I put on the stupid debates, tonight. Partly because I didn't want to watch the Bruins lose. Again.
Other than noting that Republicans bore me, and that it's sometimes very, very embarrassing to live in NH (as in, every election cycle), what hit my radar was...
...Michele Bachmann.
Michele Bachmann is not Sarah Palin. Palin does whatever the hell she wants to do, and she's obviously enjoying herself doing it. Certainly, she spends a lot of time interpreting her conduct and comments within a self-consciously conservative framework. In doing so, she's constantly rereading the text and the script to suit the needs of her immediate performance. Palin is a performer. A natural, at that.
Unlike Palin, who expands that framework and forces its adherents to adapt to her moves or condemn themselves to a contest with a chimaera, Bachmann has (at least in tonight's debate) taken a more genuinely conservative approach to the issues. Bachmann has bound herself to them, replete with sworn pledges.

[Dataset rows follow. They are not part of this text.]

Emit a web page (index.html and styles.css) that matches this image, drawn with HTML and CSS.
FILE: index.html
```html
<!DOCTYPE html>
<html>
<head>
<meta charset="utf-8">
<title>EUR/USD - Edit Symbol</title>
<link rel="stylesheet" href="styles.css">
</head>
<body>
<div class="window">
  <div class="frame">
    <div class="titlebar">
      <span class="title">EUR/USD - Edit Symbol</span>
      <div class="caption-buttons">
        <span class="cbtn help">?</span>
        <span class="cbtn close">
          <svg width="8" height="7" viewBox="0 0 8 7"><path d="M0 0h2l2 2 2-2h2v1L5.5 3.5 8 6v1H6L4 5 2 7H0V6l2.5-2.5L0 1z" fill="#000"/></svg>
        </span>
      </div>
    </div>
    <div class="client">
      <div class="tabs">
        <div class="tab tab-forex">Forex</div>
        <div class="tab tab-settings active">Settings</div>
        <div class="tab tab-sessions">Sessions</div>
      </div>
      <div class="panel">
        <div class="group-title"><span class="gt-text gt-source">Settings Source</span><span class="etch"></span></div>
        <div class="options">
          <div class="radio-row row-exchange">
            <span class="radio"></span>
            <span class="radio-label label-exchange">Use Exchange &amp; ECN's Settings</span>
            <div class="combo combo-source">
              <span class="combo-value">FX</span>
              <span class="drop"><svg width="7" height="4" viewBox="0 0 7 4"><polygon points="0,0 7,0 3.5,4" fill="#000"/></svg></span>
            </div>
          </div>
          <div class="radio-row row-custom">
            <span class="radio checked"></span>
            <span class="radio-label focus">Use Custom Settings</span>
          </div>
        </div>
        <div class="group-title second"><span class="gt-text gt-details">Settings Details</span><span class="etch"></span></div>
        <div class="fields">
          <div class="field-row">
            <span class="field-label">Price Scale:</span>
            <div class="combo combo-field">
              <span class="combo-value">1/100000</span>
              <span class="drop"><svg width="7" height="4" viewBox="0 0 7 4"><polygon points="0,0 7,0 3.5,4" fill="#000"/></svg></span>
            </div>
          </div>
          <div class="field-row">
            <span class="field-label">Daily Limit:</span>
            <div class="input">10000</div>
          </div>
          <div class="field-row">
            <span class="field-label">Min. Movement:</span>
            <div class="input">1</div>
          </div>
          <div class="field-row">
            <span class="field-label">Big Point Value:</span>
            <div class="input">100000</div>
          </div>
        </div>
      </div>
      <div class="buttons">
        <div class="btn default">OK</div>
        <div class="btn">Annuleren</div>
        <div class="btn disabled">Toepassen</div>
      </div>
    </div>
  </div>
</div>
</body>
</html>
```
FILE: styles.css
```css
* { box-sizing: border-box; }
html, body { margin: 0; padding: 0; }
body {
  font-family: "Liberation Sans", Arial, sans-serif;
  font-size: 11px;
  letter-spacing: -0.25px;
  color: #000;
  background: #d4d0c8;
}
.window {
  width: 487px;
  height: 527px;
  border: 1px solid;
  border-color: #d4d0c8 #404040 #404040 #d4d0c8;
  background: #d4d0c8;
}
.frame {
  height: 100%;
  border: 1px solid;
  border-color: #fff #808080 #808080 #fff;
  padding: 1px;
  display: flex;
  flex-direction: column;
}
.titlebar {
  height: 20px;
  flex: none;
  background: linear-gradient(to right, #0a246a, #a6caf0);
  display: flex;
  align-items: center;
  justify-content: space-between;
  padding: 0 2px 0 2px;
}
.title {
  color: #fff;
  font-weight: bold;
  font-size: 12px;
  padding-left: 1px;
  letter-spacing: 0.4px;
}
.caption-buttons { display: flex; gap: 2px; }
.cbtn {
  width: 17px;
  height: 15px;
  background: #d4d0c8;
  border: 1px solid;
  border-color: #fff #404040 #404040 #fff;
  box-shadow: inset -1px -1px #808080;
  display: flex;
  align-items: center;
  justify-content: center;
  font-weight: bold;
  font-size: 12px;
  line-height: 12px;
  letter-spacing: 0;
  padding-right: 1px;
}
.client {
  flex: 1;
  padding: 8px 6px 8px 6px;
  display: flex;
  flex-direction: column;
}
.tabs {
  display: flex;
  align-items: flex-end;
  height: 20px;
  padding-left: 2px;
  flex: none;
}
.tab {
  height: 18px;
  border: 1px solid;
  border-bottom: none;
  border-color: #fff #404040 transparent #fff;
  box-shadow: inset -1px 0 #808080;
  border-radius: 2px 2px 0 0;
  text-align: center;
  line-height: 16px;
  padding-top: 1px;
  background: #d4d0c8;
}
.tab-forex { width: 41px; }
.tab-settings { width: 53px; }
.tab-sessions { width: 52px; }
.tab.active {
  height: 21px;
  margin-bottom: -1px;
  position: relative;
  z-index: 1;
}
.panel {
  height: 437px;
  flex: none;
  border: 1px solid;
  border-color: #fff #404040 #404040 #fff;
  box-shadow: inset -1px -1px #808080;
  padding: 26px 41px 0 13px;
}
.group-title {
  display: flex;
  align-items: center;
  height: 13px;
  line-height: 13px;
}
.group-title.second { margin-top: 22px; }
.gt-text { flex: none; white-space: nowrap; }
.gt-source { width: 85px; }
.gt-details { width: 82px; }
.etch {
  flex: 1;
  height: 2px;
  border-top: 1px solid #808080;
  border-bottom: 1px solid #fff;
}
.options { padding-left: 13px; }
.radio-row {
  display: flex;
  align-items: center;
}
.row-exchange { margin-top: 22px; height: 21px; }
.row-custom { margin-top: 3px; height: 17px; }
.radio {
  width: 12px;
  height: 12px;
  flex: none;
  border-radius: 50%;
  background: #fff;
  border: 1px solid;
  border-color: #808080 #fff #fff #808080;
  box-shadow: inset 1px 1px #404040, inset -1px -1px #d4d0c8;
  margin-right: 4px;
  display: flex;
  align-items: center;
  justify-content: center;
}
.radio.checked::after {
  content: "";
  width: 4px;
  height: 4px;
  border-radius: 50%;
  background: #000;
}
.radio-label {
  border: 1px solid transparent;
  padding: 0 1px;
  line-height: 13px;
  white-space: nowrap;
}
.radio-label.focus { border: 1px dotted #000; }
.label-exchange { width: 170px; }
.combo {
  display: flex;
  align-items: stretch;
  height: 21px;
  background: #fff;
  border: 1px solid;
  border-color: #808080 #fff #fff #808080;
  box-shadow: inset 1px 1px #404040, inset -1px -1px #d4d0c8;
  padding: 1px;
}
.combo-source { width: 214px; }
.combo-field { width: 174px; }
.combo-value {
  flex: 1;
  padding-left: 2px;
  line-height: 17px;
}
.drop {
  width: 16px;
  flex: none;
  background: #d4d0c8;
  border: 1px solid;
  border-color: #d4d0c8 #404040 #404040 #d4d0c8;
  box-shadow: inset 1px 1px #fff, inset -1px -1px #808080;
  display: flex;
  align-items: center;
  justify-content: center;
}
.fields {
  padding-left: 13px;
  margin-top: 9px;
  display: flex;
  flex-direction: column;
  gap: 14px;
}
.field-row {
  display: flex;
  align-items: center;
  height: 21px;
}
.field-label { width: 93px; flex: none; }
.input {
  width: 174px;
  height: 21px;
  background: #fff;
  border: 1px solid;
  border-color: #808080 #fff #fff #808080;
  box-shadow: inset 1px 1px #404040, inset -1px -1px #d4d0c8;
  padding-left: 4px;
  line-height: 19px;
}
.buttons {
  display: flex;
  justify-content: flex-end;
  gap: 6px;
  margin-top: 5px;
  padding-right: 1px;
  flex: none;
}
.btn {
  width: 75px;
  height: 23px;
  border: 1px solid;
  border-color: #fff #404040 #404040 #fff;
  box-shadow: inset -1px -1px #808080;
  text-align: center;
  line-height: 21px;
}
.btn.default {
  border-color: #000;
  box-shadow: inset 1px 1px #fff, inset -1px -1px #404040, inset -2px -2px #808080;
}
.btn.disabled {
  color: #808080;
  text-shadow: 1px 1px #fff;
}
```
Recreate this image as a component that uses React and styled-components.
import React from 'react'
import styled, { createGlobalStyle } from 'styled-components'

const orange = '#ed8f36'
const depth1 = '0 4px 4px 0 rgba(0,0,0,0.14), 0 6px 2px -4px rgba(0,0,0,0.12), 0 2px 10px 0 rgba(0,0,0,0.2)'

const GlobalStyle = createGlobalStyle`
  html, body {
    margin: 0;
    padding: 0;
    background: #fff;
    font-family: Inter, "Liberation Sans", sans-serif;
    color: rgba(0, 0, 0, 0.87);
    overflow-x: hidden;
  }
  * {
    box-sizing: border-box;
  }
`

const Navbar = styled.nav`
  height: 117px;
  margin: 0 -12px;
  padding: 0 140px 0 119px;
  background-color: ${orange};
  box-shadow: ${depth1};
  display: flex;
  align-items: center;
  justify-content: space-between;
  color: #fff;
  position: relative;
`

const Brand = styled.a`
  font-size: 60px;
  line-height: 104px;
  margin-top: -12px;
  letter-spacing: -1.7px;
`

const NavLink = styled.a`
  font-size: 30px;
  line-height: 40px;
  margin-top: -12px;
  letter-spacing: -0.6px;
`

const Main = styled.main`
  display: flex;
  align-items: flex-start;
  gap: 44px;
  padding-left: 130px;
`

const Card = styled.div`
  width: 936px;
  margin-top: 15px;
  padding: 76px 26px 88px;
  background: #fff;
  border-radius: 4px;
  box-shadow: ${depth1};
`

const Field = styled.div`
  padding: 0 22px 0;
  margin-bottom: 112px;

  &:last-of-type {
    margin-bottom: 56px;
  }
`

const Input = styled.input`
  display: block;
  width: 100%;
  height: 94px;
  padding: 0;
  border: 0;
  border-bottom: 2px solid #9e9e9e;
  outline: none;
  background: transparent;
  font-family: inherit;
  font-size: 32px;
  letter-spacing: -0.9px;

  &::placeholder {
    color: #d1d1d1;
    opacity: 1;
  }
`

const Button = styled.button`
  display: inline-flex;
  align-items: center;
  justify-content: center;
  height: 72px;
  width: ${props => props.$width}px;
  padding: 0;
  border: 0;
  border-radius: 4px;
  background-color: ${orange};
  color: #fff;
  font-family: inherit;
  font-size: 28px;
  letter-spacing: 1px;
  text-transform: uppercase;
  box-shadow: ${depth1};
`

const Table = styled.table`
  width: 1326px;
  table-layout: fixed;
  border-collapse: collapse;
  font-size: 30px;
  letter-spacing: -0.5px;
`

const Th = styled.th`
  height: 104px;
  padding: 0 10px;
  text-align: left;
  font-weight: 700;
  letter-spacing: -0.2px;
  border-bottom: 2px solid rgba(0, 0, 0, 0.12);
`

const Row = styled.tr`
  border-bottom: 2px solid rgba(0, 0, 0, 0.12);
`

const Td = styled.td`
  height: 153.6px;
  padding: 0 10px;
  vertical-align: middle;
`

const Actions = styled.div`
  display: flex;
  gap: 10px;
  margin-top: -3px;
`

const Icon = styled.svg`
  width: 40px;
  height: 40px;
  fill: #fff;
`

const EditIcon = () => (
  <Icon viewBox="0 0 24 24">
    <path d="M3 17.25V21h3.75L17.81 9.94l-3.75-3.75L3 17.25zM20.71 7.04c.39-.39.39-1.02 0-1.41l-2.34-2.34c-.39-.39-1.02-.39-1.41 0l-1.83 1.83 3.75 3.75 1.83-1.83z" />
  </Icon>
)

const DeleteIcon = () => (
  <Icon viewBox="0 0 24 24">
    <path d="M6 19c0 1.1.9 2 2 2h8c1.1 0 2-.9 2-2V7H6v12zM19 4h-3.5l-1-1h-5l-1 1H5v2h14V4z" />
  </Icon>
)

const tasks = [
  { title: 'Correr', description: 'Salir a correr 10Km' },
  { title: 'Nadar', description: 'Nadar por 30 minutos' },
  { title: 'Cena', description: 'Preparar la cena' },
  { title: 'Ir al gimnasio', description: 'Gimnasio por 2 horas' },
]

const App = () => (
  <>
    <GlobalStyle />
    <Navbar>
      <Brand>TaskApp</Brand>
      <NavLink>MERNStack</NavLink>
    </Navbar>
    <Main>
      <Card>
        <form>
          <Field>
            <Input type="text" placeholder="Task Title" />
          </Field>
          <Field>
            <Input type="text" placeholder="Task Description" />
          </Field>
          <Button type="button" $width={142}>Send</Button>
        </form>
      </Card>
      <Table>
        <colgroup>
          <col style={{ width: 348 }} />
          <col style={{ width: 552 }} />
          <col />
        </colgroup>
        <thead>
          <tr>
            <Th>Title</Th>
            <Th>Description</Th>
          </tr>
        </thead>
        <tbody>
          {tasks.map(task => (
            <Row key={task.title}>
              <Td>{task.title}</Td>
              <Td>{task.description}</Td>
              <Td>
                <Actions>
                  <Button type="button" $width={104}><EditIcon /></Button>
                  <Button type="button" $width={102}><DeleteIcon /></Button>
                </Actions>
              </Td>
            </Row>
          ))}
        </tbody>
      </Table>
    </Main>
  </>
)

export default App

Palin is a genius, in her own way. Palin mouths what her followers want to hear, and she talks in their idiom with practiced expertise - but she is not bound by their self-imposed moral restrictions, especially within the arena of contest she's chosen as her public domain. Palin uses her gender as wedge - as a motherhood position - in a constant struggle with a male dominated conservative hierarchy. Palin's womanhood is not bound to men. She is the prime mover, in her family. She is
the breadwinner, and yet she's managed to avoid the pigeonholing of her conduct according to perceptions of her gender. Regardless of her stump speeches, her family values utterances and her lip service to the conservative social canon, Palin as an actual person is a remarkable deviation from that canon. She's not Schlafly's heir. She's an anti-Schlafly, doing all the public things which the back-to-the-household old guard have spent four decades railing against.
Bachmann is not Palin.
Bachmann is a woman in chains.
It's not in her approach to the issues which reveals her condition, or which held my attention. Her treatment of the issues was so much boiler plate. Without any indication of tone, posture, enunciation or inflection, it would be difficult to tell Palin and Bachmann apart on the issues.
Palin does not try to compete with her male counterparts
on their terms. She's comfortable as a woman, and she's comfortable as a powerful woman. She commends her followers for their adherence to traditional gender roles,
as she continuously violates them.
Palin doesn't compensate.
Michele Bachmann, by comparison, appears to believe those roles deeply. Which puts her in a noticeable bind, as was plainly evident during this evening's debates.
So there she was, on the stage.
Dwarfed by the man-troll and the two tall, smug man-boys vying for whitest, blandest mommy's dearest:
Looking tiny next to even the perpetually diminutized Ron Paul.
And Bachmann spent the whole night compensating. As each Republican man offered his prescription for completely savaging the commons, for privatizing everything from education to space to environmental protection, Bachmann took it further. She tried to out-man them. She pledged, and promised and took solemn oaths like a two dimensional cookie cutter king in some bad YA fantasy or fan fiction.
When asked by a local college administrator what ought to be done to return manufacturing jobs to the States, the candidates each talked about shrinking government, getting out of the way of business, trade imbalances and deregulation. Bachmann went for the inordinate,
declaring,
"Well, the United States federal government and the states have done numerous job training programs over the year with mixed results. This is what we need to do to turn job creation around and bring manufacturing back to the United States .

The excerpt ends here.